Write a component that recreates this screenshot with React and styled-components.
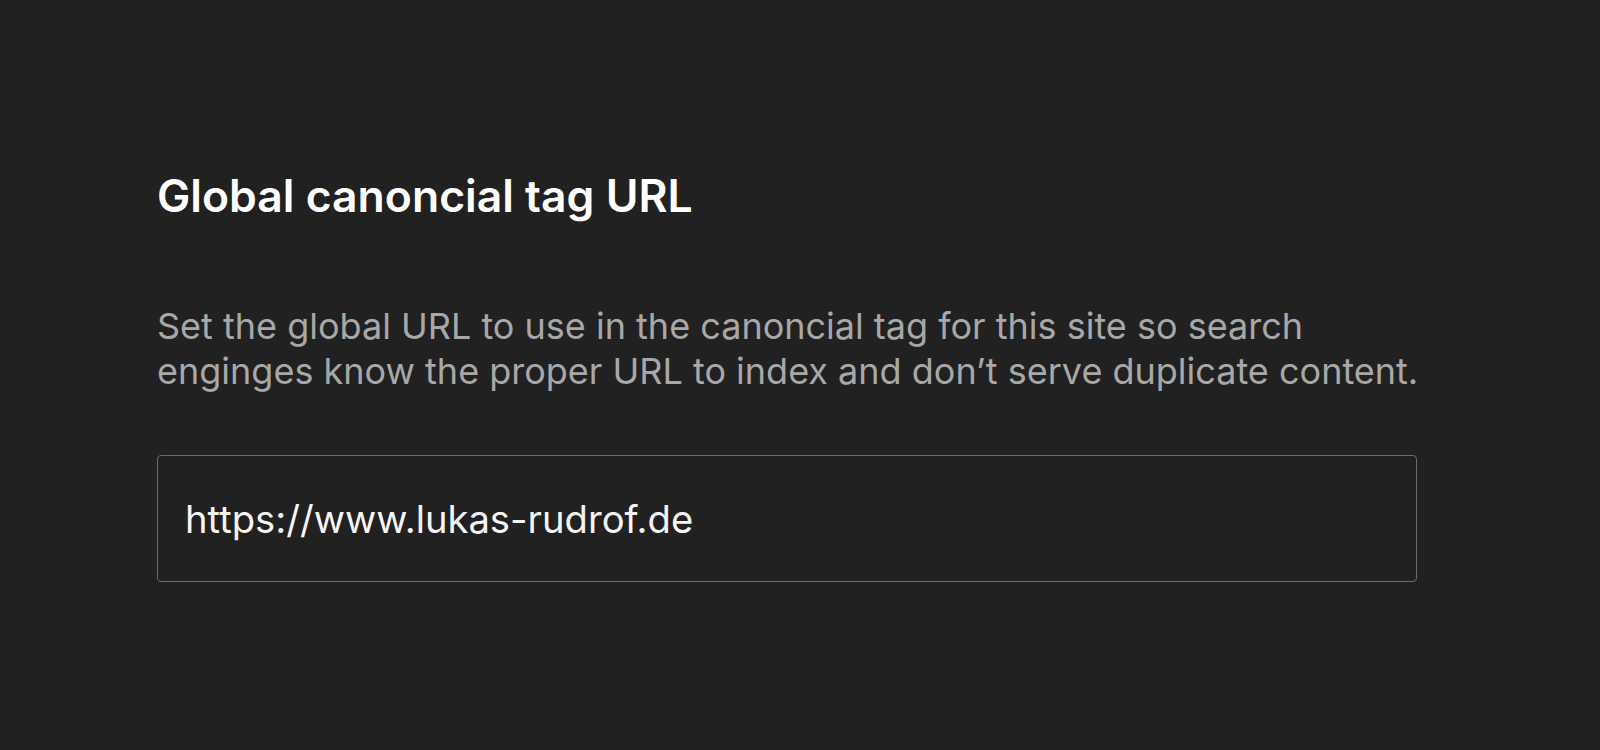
import React from 'react';
import styled, { createGlobalStyle } from 'styled-components';

const GlobalStyle = createGlobalStyle`
  html, body {
    margin: 0;
    padding: 0;
    background: #212121;
  }
  body {
    font-family: Inter, "Noto Sans", sans-serif;
    -webkit-font-smoothing: antialiased;
  }
`

const Page = styled.div`
  min-height: 750px;
  background: #212121;
  padding: 170px 0 0 157px;
  box-sizing: border-box;
`

const Section = styled.section`
  width: 1260px;
  display: flex;
  flex-direction: column;
`

const Title = styled.h2`
  margin: 0;
  font-size: 44.5px;
  font-weight: 600;
  line-height: 1.2;
  color: #ffffff;
`

const Description = styled.p`
  margin: 81px 0 0;
  font-size: 36px;
  font-weight: 400;
  line-height: 45px;
  color: #a8a8a8;
  white-space: nowrap;
`

const UrlInput = styled.input`
  margin-top: 61px;
  height: 127px;
  box-sizing: border-box;
  padding: 0 27px;
  background: #212121;
  border: 1px solid #6b6b6b;
  border-radius: 4px;
  font-family: Inter, "Noto Sans", sans-serif;
  font-size: 38.2px;
  color: #f5f5f5;
  outline: none;
`

export default function App() {
  return (
    <Page>
      <GlobalStyle />
      <Section>
        <Title>Global canoncial tag URL</Title>
        <Description>
          Set the global URL to use in the canoncial tag for this site so search
          <br />
          enginges know the proper URL to index and don’t serve duplicate content.
        </Description>
        <UrlInput type="text" defaultValue="https://www.lukas-rudrof.de" />
      </Section>
    </Page>
  );
}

**PROBLEM TO SOLVE:**
Quote the preceding listing precisely and completely, omitting its images.

**RESPONSE BELOW:**
Write a component that recreates this screenshot with React and styled-components.
import React from 'react';
import styled, { createGlobalStyle } from 'styled-components';

const GlobalStyle = createGlobalStyle`
  html, body {
    margin: 0;
    padding: 0;
    background: #212121;
  }
  body {
    font-family: Inter, "Noto Sans", sans-serif;
    -webkit-font-smoothing: antialiased;
  }
`

const Page = styled.div`
  min-height: 750px;
  background: #212121;
  padding: 170px 0 0 157px;
  box-sizing: border-box;
`

const Section = styled.section`
  width: 1260px;
  display: flex;
  flex-direction: column;
`

const Title = styled.h2`
  margin: 0;
  font-size: 44.5px;
  font-weight: 600;
  line-height: 1.2;
  color: #ffffff;
`

const Description = styled.p`
  margin: 81px 0 0;
  font-size: 36px;
  font-weight: 400;
  line-height: 45px;
  color: #a8a8a8;
  white-space: nowrap;
`

const UrlInput = styled.input`
  margin-top: 61px;
  height: 127px;
  box-sizing: border-box;
  padding: 0 27px;
  background: #212121;
  border: 1px solid #6b6b6b;
  border-radius: 4px;
  font-family: Inter, "Noto Sans", sans-serif;
  font-size: 38.2px;
  color: #f5f5f5;
  outline: none;
`

export default function App() {
  return (
    <Page>
      <GlobalStyle />
      <Section>
        <Title>Global canoncial tag URL</Title>
        <Description>
          Set the global URL to use in the canoncial tag for this site so search
          <br />
          enginges know the proper URL to index and don’t serve duplicate content.
        </Description>
        <UrlInput type="text" defaultValue="https://www.lukas-rudrof.de" />
      </Section>
    </Page>
  );
}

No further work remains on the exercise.